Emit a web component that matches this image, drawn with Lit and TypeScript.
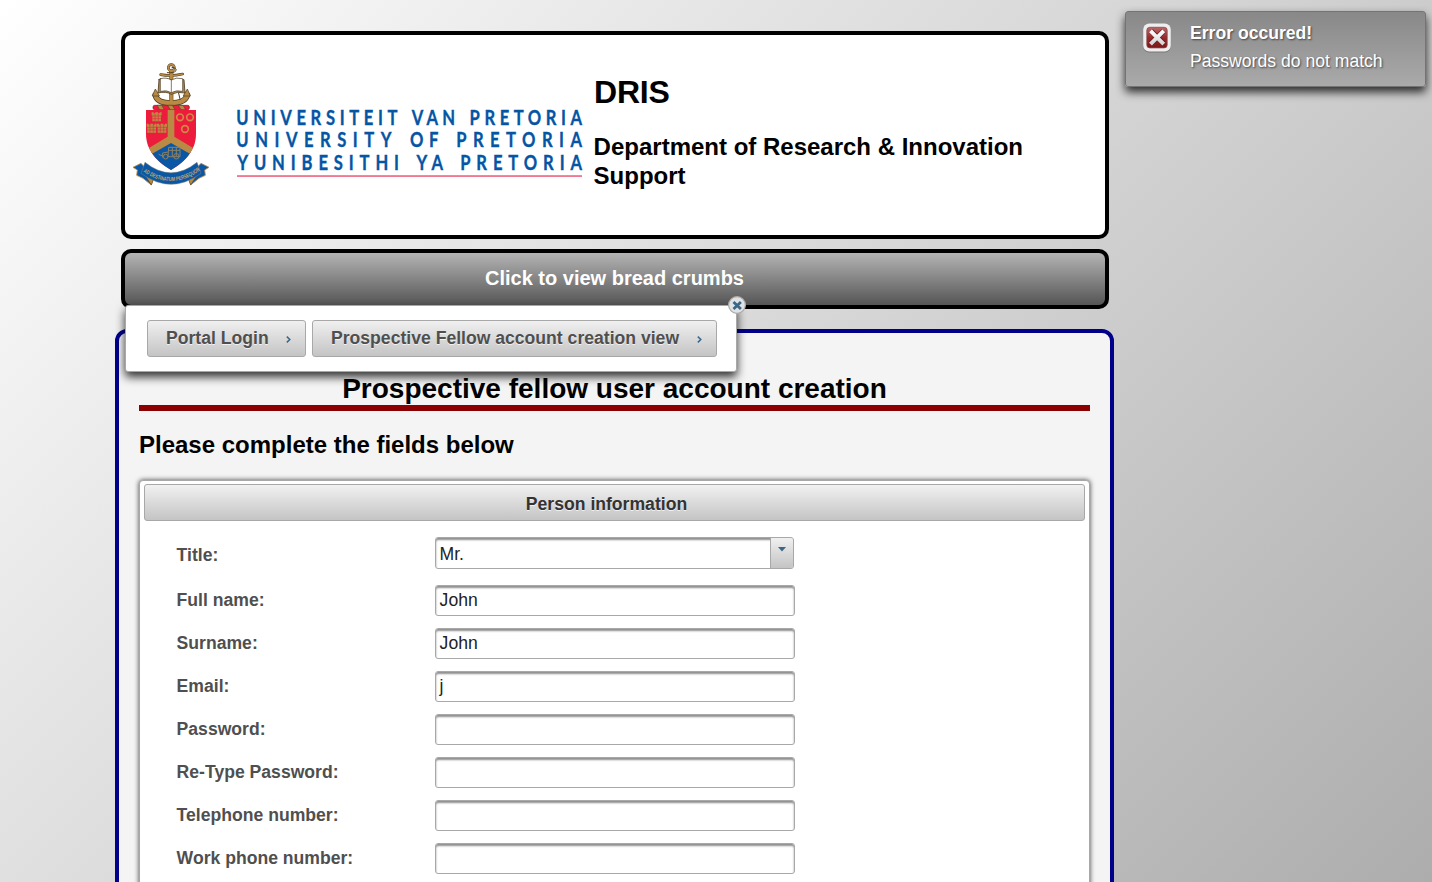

---

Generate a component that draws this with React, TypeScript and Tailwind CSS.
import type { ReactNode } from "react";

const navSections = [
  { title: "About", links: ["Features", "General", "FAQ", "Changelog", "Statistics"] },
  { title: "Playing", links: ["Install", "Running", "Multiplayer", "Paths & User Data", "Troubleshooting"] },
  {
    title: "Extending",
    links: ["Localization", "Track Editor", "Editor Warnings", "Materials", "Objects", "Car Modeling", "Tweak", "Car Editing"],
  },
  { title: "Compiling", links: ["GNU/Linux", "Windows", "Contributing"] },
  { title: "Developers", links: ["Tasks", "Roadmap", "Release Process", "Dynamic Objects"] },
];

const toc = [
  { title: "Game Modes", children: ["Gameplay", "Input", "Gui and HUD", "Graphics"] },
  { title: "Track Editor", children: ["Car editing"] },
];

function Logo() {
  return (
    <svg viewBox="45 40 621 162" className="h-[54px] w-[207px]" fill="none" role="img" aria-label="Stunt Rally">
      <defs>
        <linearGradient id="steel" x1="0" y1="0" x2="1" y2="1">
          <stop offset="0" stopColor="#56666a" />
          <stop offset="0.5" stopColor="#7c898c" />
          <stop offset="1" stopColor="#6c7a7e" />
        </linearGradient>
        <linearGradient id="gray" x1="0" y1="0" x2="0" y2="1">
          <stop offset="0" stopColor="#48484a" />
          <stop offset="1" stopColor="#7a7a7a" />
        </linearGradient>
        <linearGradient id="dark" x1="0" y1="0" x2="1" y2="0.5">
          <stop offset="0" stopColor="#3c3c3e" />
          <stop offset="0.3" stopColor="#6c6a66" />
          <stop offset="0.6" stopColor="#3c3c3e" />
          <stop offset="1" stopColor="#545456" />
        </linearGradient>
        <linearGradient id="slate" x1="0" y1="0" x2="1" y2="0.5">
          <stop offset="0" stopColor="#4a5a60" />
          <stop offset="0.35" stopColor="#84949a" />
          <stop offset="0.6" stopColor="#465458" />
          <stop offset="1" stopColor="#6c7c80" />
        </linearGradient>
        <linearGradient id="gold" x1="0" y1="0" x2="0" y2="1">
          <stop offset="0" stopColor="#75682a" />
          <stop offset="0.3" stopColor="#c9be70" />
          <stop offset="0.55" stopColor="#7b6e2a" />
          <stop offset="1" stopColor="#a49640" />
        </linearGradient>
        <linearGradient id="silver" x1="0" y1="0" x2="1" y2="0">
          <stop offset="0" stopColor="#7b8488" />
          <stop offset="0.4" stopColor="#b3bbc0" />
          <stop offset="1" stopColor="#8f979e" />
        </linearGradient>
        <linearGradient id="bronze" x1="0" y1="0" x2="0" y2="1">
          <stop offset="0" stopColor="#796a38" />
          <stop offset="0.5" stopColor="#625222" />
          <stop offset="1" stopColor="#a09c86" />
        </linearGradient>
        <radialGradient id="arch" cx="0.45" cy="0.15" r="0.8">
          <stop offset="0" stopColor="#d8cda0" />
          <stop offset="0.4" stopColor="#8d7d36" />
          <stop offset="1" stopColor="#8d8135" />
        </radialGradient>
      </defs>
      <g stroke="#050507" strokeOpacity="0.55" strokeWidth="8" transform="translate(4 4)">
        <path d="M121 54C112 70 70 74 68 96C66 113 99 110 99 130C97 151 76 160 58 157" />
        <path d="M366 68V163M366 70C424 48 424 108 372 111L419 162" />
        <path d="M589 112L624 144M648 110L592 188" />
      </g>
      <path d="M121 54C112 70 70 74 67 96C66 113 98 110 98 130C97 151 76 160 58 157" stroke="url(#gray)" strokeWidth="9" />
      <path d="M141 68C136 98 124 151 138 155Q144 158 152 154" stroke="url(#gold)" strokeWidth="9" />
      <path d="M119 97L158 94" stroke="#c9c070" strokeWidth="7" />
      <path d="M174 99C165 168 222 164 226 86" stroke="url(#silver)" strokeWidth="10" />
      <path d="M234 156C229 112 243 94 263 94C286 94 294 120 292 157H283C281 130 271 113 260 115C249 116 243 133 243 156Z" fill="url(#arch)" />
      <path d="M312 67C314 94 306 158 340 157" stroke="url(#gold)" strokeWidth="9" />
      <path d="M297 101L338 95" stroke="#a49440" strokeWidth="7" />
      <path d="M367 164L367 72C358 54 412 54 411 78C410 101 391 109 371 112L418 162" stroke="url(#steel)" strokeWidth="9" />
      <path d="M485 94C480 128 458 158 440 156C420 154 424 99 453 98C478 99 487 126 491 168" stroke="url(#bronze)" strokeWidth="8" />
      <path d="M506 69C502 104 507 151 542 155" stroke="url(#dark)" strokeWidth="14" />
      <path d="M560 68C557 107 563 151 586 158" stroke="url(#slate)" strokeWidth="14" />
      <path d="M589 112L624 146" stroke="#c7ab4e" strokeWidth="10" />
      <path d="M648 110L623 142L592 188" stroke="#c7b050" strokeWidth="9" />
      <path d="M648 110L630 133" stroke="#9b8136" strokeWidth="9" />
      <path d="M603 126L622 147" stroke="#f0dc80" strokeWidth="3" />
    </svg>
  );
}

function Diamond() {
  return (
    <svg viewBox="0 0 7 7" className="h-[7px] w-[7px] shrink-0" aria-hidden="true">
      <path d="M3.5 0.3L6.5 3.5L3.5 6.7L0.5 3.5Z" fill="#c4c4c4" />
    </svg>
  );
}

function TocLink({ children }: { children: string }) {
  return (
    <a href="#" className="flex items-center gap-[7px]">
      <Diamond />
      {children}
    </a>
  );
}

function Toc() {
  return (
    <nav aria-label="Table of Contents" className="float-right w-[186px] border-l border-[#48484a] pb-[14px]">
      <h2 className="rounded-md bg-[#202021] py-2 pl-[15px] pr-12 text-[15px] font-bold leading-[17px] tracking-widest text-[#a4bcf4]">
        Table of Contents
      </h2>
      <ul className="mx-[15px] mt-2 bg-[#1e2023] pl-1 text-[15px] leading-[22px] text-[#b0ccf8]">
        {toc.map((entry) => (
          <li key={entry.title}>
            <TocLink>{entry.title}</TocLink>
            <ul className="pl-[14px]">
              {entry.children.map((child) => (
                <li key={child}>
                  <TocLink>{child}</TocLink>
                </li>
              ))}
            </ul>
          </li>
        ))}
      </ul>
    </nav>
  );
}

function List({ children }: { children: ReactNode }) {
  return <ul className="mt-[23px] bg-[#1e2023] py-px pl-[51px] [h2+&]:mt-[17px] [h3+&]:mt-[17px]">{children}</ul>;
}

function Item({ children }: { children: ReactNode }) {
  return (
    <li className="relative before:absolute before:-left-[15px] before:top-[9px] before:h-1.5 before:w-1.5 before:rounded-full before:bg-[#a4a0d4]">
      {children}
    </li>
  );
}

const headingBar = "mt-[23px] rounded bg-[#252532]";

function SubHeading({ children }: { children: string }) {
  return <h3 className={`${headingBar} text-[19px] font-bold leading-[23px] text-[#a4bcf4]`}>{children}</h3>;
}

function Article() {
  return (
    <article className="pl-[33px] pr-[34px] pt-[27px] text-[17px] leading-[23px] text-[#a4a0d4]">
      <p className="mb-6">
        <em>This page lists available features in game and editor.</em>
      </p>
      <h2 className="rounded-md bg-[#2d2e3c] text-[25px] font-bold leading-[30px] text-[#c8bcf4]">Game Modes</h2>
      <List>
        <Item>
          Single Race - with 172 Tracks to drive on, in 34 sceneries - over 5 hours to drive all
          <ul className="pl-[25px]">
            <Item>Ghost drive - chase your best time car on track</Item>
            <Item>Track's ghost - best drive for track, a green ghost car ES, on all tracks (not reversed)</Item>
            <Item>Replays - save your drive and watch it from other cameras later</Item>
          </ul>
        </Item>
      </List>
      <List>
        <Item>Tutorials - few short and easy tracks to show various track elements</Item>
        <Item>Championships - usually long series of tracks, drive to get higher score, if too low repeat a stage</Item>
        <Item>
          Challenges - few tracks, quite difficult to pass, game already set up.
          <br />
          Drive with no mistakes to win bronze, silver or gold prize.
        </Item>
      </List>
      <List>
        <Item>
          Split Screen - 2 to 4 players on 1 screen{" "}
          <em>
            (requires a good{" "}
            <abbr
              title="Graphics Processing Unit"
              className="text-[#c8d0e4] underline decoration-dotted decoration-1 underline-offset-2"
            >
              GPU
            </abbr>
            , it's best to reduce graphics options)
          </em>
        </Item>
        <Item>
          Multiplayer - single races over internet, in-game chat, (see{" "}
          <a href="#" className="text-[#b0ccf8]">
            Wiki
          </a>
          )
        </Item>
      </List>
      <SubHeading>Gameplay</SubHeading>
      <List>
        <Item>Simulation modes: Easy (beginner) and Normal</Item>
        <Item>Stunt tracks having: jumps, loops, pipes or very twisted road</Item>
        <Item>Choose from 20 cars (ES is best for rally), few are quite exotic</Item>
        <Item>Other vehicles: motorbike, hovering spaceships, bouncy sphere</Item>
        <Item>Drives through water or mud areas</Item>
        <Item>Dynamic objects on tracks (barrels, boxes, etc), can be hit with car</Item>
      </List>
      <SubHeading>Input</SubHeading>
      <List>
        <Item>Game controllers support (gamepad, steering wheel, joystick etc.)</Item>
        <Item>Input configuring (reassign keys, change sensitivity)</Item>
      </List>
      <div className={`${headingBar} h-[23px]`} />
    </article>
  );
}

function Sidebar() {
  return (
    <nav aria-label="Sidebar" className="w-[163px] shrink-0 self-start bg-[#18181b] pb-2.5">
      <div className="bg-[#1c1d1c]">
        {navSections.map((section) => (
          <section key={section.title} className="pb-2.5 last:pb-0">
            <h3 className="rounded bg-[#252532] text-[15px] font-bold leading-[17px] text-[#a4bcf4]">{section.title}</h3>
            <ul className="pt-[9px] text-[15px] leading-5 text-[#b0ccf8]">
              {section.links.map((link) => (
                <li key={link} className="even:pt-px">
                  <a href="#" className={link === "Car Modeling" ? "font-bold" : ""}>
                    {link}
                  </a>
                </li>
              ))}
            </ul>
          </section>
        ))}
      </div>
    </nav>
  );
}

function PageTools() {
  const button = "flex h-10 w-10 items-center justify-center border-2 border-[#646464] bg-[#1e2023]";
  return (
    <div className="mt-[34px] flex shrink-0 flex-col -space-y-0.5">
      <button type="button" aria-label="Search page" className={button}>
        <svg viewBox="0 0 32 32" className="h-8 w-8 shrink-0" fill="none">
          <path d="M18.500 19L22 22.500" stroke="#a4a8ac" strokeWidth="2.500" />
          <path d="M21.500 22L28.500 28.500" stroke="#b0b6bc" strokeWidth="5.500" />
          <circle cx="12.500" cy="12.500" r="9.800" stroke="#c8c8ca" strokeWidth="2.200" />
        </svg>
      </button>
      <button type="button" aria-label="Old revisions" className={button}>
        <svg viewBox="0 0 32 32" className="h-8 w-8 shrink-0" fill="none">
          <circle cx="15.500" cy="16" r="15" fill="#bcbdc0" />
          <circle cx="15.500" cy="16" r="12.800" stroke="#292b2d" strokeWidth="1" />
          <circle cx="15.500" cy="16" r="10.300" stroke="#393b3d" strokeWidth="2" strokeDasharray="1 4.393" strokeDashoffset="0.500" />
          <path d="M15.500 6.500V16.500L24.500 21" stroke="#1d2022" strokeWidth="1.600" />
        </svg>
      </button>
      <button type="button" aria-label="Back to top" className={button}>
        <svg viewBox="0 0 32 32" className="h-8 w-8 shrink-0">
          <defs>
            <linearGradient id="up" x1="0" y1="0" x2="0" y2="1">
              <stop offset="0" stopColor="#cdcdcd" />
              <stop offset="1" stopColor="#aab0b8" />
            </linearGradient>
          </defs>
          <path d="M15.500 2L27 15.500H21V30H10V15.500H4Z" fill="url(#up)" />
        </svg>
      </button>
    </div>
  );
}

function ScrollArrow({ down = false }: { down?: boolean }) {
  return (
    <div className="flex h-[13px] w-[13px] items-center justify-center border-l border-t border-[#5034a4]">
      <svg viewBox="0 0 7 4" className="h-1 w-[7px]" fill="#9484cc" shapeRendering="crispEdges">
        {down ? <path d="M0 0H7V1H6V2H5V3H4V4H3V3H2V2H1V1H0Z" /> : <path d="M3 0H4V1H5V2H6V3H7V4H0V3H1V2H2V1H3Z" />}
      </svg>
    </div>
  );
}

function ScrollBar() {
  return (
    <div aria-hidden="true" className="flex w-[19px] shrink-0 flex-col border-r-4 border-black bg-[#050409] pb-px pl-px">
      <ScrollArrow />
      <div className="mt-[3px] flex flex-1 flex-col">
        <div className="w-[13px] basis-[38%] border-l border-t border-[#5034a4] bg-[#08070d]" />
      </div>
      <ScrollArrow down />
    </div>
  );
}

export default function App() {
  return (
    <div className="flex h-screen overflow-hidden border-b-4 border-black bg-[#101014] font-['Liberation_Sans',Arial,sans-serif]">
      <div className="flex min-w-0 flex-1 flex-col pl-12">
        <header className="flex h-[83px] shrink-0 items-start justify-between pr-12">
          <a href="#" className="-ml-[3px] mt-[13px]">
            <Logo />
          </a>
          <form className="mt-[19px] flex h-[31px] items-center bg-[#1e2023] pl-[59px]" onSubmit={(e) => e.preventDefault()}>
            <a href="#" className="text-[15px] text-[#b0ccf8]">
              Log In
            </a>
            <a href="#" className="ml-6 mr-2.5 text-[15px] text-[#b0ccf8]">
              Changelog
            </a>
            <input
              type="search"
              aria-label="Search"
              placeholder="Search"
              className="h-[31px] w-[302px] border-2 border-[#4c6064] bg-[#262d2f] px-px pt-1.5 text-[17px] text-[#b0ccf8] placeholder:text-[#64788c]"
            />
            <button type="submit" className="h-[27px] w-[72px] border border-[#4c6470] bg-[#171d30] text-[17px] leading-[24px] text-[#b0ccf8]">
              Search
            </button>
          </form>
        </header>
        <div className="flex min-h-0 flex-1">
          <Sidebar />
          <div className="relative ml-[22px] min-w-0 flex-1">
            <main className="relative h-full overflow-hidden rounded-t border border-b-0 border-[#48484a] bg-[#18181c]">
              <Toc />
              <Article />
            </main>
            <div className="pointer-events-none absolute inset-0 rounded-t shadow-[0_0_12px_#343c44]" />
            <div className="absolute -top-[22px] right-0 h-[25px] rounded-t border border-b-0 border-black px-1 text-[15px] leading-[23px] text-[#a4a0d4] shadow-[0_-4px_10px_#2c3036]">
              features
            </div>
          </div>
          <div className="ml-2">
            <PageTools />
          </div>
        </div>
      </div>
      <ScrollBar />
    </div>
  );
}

What the task requires – State the count of lines with the word "that" in them, and write nothing else.

Output of the task – 2